When I applied to the Disney College Program in February of 2014, I was faced with a myriad of questions from the less-informed masses. Would I be going to a Disney college? How was this going to help me as a History major? I wouldn't -gasp- be selling popcorn or cleaning bathrooms, would I? With the exception of other college students who had looked into the program themselves, or the few others I've spoken to who had actually done the program in the past, I had a very difficult time finding anyone who knew what the program was all about, and how it would actually be beneficial for my future. Even though the program has become extremely popular in recent years, the Career Services department at my (albeit small) college, and my academic adviser had no prior knowledge of the program until I brought it to their attention.
To fully understand what the Disney College Program is all about, and how it can most definitely be beneficial to a student of any major, let's take a walk down memory lane, and learn about how the program came to grow from a small group of students in the Magic Kingdom to thousands of domestic and international students on both sides of the country.
The Beginning: The Magic Kingdom College Program
The first ever Disney College Program took place in 1981. Before getting into the specifics about this early internship program, let's think about what was happening with the Walt Disney Company during this time. During the late 1970s, Walt Disney World was made up of the Magic Kingdom, a couple of resorts, and a few other recreational offerings such as what was then known as Treasure Island (the now-defunct island that eventually became Discovery Island), the Disney Village (a much smaller version of what is now Disney Springs), and of course, River Country, the first Disney water park. Plans for EPCOT Center were moving along, while the number of cast members employed at any given time was relatively unsteady.
While the resort itself expanded, so did the resources available to cast members, to make their time going to and from work more efficient. During this time of expansion in the pre-Epcot days, Disney experimented with hiring students from local colleges to work at the Magic Kingdom in exchange for course credit. The students would be given a role that was at least somewhat related to their majors, and they would be able to shadow management in their areas on the job. At this time, there was no official name for the work these students were doing, they were simply being recruited to work in the park in exchange for course credit.
As EPCOT Center's opening year approached, Disney's casting and recruitment department worked out the details of creating an official internship program for college students to work at the resort. This new program would be a win-win for both the company and the college students - the company would have new cast members to take over some of the roles that had experienced a lot of turnover, and the students would gain resume-enhancing work experience as well as college credit. Initially, Disney sent recruiters to only a few colleges for the first recruiting season in 1980, including University of North Carolina, University of Alabama, and University of Georgia, and a couple of other colleges more local to the resort. After an informal (but in-person) round of interviews, 250 students were chosen to participate in what would be called the Magic Kingdom College Program, in 1981, just one year prior to the official opening of EPCOT Center.
The students were housed off Disney property in Kissimmee, in a mobile home park known as the Snow White Village Campground.
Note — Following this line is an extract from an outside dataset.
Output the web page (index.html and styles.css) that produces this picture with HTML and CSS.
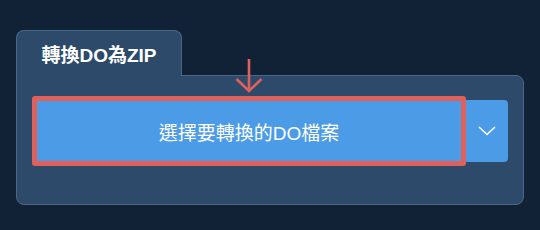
FILE: index.html
```html
<!DOCTYPE html>
<html lang="zh-Hant">
<head>
    <meta charset="UTF-8">
    <title>轉換DO為ZIP</title>
    <link rel="stylesheet" href="styles.css">
</head>
<body>
    <div class="tabs">
        <div class="tab">轉換DO為ZIP</div>
    </div>
    <div class="panel">
        <div class="split-button">
            <div class="main-button">選擇要轉換的DO檔案</div>
            <div class="menu-button">
                <svg width="18" height="10" viewBox="0 0 18 10">
                    <path d="M1 1 L9 8.5 L17 1" fill="none" stroke="#fff" stroke-width="1.6"/>
                </svg>
            </div>
            <svg class="hint-arrow" width="30" height="36" viewBox="0 0 30 36">
                <path d="M15 1 V33 M2.5 21 L15 33 L27.5 21" fill="none" stroke="#e0605c" stroke-width="2.6"/>
            </svg>
        </div>
    </div>
</body>
</html>
```

FILE: styles.css
```css
body {
    margin: 0;
    padding: 30px 16px 0 16px;
    background: #112237;
    font-family: "Liberation Sans", "Noto Sans CJK TC", sans-serif;
    width: 508px;
}
.tabs {
    display: flex;
}
.tab {
    width: 166px;
    height: 46px;
    box-sizing: border-box;
    display: flex;
    justify-content: center;
    align-items: center;
    background: #2d4a6b;
    border: 1px solid #4a6688;
    border-bottom: none;
    border-radius: 8px 8px 0 0;
    color: #ffffff;
    font-weight: bold;
    font-size: 19px;
    position: relative;
    z-index: 1;
    margin-bottom: -1px;
}
.panel {
    background: #2d4a6b;
    border: 1px solid #4a6688;
    border-radius: 0 8px 8px 8px;
    padding: 20px 15px 38px 15px;
}
.split-button {
    display: flex;
    align-items: center;
    position: relative;
}
.main-button {
    width: 434px;
    height: 70px;
    box-sizing: border-box;
    border: 5px solid #e0605c;
    border-radius: 3px;
    background: #4b9be6;
    color: #ffffff;
    font-size: 19px;
    display: flex;
    justify-content: center;
    align-items: center;
}
.menu-button {
    width: 42px;
    height: 62px;
    background: #4b9be6;
    border-radius: 0 4px 4px 0;
    display: flex;
    justify-content: center;
    align-items: center;
}
.hint-arrow {
    position: absolute;
    left: 202px;
    top: -38px;
}
```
If you happen to be driving in the area, and you notice a street called Seven Dwarfs Lane, you might be surprised to learn that the first college program housing was located on that street, just off the highway. Nearby, was another early housing complex called the Lake Vista Village Apartments, which housed the first rounds of international college students in the mid-1980s. Both complexes included a swimming pool and security, as well as bus or van transportation for interns to get to and from their seminars and work locations.